- **STATED EXERCISE**
Write out all lines holding the word "page".

- **DATASET EXTRACT**

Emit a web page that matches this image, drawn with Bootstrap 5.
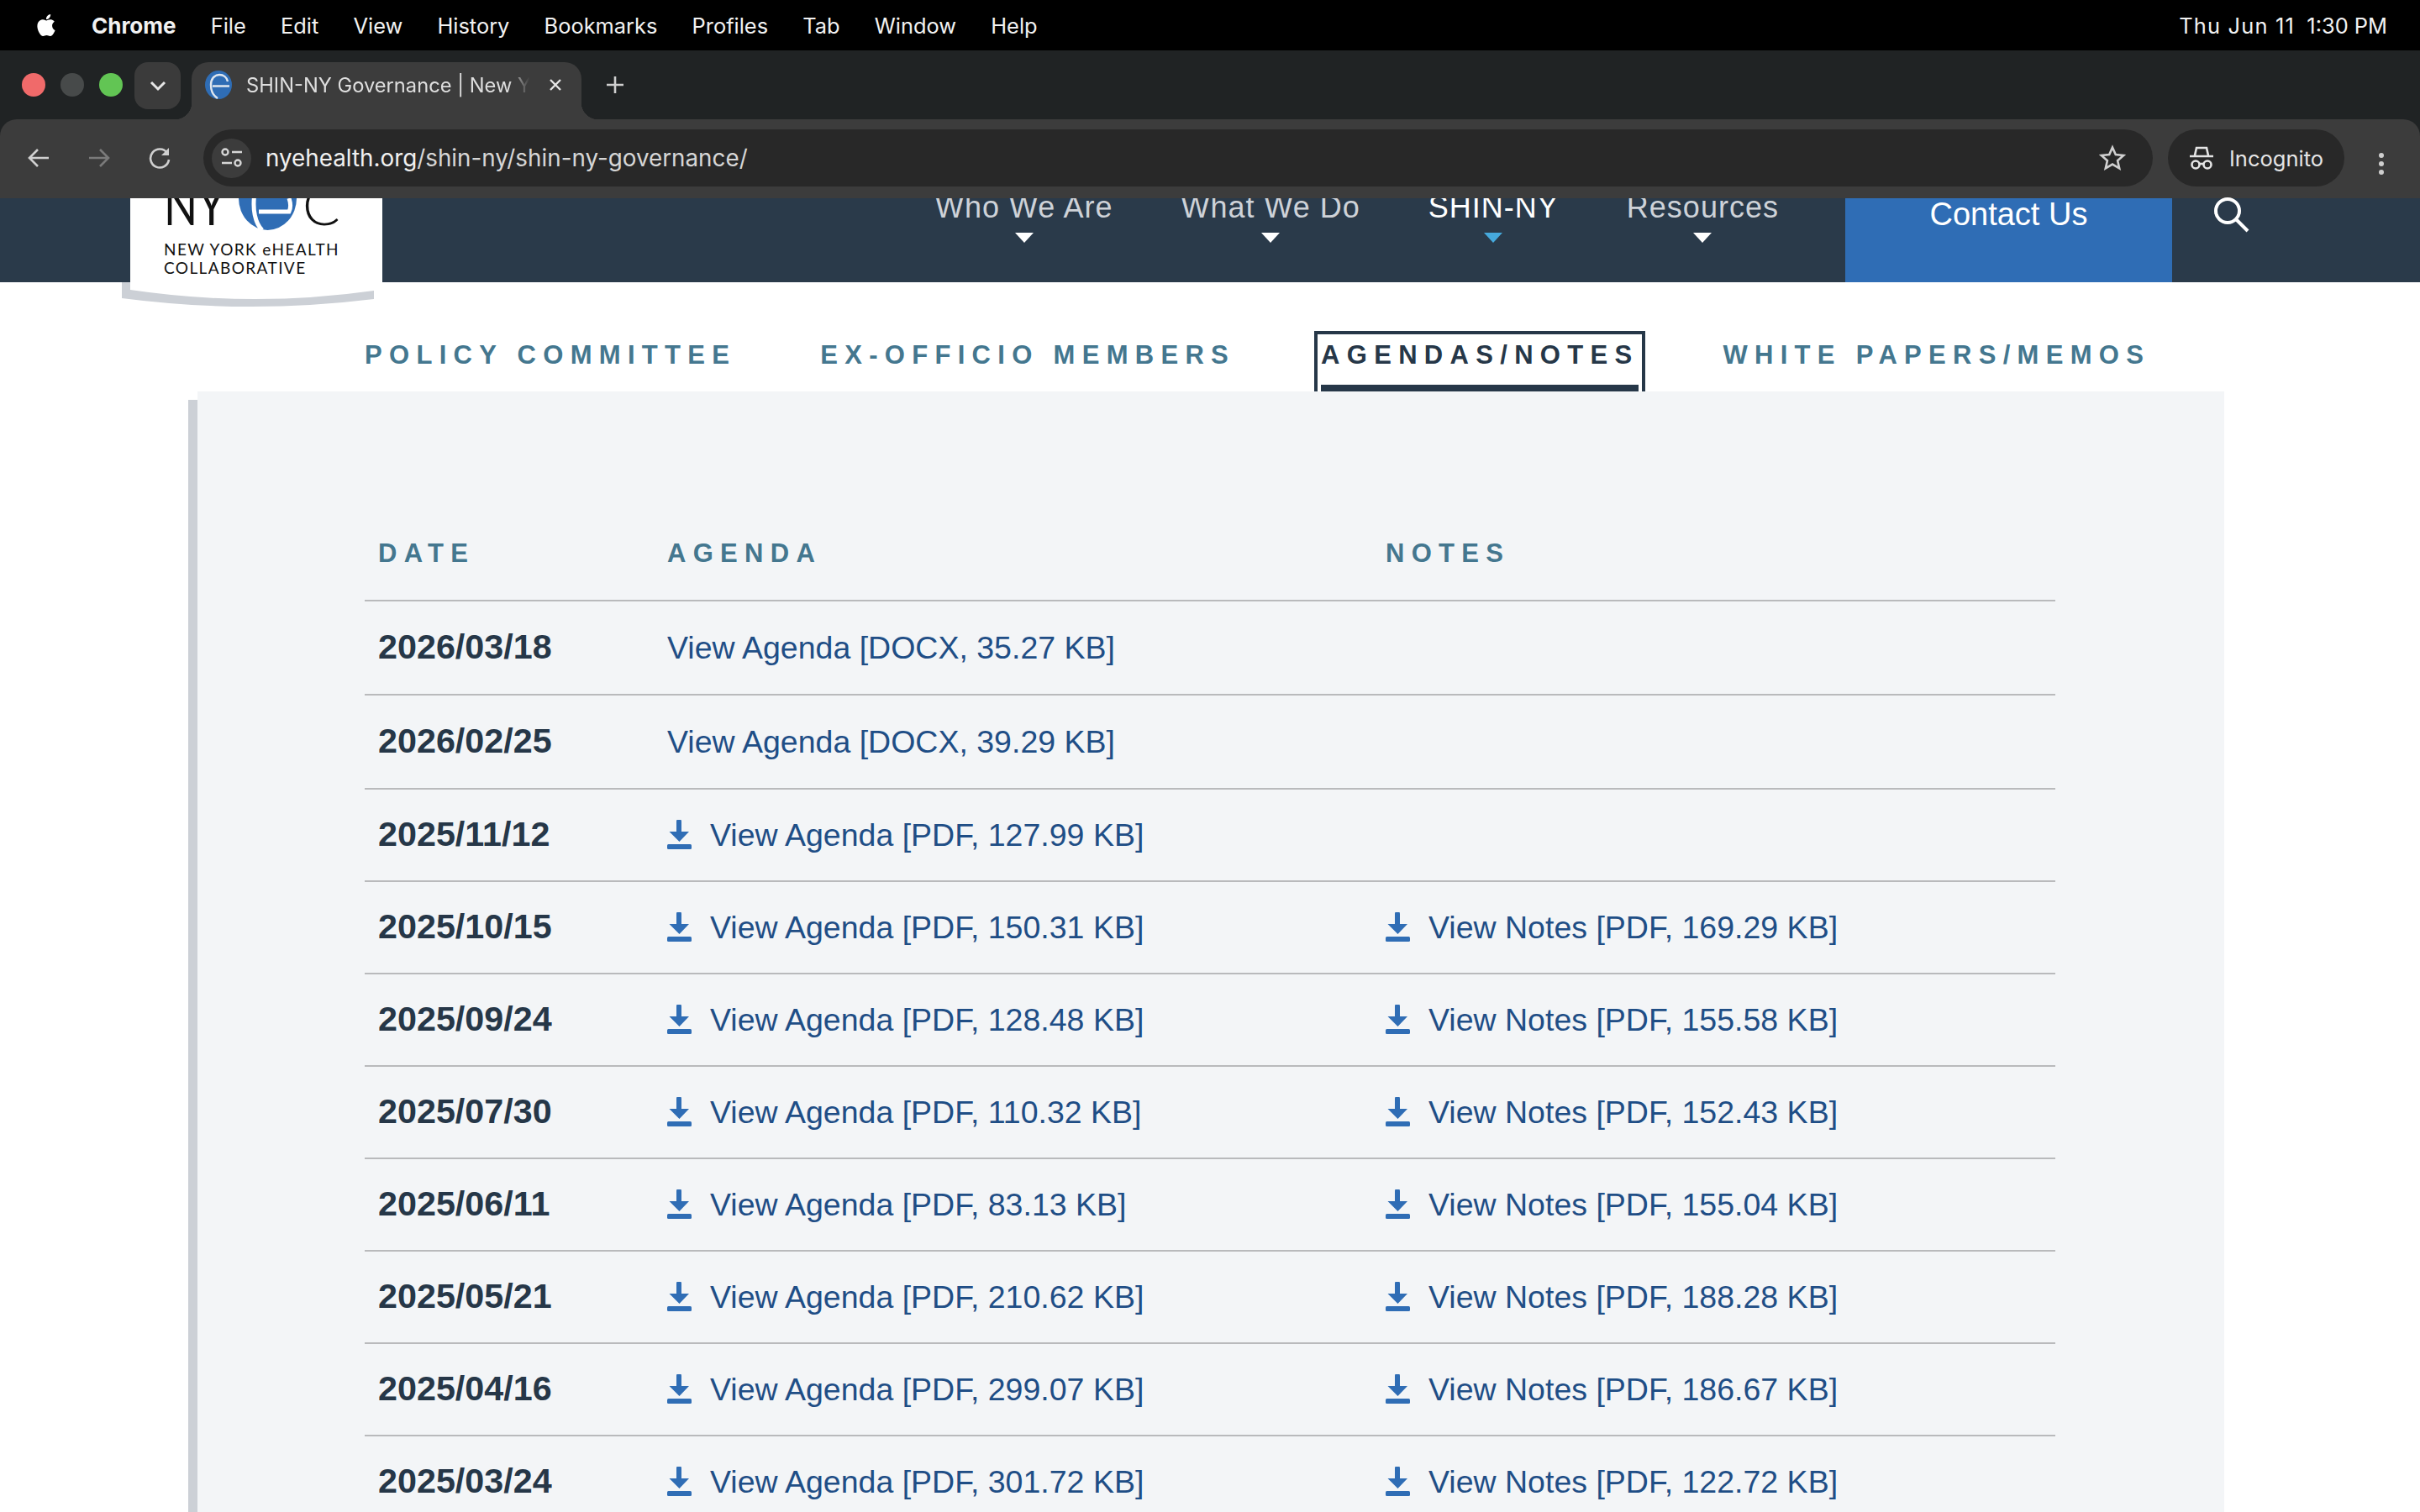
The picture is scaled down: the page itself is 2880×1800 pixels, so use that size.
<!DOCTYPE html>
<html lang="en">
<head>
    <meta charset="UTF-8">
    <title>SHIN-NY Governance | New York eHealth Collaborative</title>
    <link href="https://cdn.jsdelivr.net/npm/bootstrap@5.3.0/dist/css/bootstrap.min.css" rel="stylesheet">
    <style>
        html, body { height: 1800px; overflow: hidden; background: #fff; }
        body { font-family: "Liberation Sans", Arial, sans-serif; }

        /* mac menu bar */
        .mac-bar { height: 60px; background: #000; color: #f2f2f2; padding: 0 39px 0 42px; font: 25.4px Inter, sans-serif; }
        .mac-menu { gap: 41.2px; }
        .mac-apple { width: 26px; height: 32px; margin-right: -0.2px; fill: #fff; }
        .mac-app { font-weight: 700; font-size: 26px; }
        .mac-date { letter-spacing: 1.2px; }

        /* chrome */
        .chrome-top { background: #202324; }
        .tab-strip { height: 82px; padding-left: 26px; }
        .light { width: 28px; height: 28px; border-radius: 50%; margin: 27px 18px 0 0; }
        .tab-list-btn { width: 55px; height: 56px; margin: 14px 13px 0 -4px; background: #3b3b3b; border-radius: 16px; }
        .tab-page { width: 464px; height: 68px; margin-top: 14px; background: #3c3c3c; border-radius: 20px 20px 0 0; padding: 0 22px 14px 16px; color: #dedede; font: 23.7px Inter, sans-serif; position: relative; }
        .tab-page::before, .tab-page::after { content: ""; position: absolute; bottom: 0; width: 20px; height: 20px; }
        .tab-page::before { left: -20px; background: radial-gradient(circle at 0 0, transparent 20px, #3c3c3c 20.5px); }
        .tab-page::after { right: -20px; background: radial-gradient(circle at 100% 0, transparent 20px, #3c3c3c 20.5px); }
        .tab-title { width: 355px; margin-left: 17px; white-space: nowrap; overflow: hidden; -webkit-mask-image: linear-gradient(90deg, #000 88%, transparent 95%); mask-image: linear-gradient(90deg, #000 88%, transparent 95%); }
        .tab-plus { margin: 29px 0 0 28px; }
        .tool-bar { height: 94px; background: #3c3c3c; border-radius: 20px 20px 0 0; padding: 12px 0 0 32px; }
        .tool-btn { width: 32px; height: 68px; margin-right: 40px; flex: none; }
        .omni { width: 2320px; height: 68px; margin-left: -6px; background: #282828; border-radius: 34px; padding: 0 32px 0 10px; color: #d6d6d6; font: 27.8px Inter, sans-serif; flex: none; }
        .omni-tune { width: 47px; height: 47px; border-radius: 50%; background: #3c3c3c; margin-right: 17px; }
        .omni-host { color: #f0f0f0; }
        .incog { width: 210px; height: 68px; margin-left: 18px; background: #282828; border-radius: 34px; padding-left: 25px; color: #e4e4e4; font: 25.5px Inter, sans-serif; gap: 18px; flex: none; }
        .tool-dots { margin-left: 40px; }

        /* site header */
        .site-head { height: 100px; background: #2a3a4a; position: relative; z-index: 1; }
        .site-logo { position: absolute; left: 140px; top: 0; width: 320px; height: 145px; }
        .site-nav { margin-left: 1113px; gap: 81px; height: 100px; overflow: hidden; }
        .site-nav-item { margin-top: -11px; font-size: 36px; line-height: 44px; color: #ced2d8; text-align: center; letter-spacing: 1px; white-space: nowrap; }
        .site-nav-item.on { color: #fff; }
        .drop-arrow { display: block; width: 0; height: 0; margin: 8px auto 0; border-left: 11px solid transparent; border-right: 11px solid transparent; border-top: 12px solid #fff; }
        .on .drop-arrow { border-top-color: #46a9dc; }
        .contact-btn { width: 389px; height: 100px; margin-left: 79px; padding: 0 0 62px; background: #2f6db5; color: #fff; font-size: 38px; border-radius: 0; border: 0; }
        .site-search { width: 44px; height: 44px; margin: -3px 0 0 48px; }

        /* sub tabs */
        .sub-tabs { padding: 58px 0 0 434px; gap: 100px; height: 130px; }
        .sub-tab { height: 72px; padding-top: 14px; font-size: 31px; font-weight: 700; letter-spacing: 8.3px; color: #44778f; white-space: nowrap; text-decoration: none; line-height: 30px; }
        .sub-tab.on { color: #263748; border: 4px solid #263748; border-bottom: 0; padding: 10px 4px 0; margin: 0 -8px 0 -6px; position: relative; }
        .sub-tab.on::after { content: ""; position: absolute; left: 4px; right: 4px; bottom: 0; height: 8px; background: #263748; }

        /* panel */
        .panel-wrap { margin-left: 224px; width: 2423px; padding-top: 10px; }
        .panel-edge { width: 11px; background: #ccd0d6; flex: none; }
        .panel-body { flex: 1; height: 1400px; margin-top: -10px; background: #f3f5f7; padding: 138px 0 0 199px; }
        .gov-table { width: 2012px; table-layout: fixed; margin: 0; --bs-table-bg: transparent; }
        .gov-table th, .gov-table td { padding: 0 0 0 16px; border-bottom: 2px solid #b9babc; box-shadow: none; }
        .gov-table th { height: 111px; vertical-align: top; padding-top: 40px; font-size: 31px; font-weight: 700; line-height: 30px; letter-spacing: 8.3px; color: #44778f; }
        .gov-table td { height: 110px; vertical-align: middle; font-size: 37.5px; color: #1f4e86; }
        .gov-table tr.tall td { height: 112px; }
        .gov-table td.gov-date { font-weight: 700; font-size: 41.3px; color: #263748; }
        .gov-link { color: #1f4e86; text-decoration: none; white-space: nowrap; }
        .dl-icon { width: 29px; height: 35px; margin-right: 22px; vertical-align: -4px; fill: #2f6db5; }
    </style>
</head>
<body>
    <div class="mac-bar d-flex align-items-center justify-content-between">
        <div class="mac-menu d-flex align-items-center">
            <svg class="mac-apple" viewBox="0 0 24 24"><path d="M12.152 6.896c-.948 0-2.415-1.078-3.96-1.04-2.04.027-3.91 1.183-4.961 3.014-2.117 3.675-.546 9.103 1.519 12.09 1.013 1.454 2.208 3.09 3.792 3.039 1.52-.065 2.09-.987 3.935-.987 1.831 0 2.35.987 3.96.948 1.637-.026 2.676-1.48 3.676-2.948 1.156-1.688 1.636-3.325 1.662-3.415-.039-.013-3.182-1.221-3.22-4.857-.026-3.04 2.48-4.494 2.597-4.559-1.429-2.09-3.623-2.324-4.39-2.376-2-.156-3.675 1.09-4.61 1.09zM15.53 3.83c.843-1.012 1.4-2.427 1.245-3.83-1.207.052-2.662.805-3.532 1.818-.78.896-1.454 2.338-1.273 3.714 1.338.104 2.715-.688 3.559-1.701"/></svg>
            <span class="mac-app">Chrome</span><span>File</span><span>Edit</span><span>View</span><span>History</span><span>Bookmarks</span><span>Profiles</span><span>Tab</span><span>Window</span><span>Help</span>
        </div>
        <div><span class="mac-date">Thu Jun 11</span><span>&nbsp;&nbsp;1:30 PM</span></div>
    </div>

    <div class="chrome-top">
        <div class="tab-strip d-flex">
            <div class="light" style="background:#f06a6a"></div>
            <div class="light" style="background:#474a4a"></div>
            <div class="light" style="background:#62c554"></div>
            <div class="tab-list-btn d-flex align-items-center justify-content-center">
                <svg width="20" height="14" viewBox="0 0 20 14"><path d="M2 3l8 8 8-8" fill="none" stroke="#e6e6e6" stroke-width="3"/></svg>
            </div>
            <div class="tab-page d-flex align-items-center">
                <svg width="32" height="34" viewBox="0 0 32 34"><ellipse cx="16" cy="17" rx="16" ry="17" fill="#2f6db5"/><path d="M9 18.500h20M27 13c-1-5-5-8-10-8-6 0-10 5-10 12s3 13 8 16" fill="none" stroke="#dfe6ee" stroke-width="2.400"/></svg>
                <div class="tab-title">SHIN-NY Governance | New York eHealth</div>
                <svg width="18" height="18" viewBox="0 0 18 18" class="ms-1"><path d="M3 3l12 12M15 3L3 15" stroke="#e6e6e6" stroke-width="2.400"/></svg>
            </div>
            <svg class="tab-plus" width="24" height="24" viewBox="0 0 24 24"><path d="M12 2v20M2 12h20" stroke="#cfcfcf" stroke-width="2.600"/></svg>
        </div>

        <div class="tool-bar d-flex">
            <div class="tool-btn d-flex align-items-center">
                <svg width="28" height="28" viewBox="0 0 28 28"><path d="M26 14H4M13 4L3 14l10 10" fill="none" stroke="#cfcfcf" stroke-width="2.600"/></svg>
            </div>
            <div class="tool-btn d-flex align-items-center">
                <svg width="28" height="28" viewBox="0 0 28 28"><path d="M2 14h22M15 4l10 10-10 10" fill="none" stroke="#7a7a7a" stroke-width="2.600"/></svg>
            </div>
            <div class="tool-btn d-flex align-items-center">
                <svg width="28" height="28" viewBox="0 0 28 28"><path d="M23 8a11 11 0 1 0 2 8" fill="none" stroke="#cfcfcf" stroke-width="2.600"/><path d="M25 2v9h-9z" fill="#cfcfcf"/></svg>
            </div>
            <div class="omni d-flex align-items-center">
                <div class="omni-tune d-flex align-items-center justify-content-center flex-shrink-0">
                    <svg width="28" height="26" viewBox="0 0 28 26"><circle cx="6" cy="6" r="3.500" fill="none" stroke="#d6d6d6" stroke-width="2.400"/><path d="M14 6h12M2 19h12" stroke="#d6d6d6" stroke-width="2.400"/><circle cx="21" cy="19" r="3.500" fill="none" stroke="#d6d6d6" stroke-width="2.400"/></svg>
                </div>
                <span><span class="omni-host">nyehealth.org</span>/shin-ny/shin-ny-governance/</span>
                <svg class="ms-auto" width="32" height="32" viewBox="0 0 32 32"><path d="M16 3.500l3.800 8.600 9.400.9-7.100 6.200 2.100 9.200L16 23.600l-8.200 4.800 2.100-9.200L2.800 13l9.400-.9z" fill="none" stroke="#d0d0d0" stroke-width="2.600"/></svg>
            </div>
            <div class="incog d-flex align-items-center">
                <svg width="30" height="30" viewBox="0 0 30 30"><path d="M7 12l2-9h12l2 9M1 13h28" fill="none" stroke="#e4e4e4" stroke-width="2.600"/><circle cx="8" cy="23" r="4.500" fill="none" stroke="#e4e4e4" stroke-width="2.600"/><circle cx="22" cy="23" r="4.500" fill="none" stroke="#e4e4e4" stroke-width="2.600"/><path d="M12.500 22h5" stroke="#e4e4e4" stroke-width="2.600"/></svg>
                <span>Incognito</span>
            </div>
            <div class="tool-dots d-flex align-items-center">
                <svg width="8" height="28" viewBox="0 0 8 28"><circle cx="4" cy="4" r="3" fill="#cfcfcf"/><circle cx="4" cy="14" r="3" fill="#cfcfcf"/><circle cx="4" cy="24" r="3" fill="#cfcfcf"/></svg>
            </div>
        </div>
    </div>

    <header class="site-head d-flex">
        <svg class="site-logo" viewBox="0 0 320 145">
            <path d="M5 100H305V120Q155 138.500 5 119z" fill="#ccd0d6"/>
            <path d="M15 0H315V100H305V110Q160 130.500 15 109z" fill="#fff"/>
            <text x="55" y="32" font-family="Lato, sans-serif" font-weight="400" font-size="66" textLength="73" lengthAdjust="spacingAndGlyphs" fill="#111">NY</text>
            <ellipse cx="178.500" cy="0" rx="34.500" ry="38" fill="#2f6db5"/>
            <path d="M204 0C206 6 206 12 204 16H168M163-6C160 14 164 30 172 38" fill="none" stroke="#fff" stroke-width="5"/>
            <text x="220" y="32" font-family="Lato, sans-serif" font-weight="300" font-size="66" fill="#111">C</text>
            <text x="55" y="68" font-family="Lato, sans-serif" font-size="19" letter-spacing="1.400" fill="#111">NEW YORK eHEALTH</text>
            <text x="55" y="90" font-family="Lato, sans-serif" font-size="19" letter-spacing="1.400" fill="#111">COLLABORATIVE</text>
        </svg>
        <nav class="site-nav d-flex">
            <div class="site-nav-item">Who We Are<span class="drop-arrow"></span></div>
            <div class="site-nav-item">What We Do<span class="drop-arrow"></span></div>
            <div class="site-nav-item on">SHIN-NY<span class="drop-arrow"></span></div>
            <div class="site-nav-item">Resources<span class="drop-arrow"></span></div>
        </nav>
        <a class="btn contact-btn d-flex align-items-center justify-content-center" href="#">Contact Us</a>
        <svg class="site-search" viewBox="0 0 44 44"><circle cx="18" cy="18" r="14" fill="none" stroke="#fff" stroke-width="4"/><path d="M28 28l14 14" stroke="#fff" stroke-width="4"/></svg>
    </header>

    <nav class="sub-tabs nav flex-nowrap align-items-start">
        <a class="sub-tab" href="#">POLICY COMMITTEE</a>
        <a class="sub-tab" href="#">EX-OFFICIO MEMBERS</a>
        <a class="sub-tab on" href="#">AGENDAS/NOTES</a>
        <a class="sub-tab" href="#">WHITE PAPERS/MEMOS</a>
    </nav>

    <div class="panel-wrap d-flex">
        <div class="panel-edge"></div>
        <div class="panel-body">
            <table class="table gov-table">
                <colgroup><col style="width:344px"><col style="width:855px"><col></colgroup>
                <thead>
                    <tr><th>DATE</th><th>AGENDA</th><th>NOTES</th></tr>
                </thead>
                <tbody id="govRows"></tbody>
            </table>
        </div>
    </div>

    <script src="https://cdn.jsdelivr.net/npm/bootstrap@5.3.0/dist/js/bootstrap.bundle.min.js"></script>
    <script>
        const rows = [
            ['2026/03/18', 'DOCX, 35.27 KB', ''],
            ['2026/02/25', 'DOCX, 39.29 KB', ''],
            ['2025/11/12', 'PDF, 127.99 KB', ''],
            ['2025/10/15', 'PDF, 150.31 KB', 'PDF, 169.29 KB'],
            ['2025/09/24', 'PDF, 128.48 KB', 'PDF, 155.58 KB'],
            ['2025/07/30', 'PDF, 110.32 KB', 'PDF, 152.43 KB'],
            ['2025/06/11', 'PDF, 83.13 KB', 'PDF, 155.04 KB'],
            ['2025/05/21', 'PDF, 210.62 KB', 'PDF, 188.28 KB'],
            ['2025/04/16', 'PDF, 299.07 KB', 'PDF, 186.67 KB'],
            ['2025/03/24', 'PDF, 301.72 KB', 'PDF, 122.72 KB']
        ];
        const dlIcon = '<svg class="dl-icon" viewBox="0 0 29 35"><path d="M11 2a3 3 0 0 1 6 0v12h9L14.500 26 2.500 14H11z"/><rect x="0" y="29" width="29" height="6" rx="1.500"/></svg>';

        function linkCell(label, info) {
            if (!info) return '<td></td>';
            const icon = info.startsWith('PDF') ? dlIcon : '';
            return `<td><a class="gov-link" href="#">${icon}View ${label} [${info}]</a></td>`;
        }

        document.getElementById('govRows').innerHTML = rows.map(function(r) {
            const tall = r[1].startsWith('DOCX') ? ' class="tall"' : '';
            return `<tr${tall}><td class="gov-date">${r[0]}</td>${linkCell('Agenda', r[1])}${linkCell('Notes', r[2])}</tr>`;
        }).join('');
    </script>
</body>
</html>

- **FULL ANSWER**
Emit a web page that matches this image, drawn with Bootstrap 5.
The picture is scaled down: the page itself is 2880×1800 pixels, so use that size.
        .tab-page { width: 464px; height: 68px; margin-top: 14px; background: #3c3c3c; border-radius: 20px 20px 0 0; padding: 0 22px 14px 16px; color: #dedede; font: 23.7px Inter, sans-serif; position: relative; }
        .tab-page::before, .tab-page::after { content: ""; position: absolute; bottom: 0; width: 20px; height: 20px; }
        .tab-page::before { left: -20px; background: radial-gradient(circle at 0 0, transparent 20px, #3c3c3c 20.5px); }
        .tab-page::after { right: -20px; background: radial-gradient(circle at 100% 0, transparent 20px, #3c3c3c 20.5px); }
            <div class="tab-page d-flex align-items-center">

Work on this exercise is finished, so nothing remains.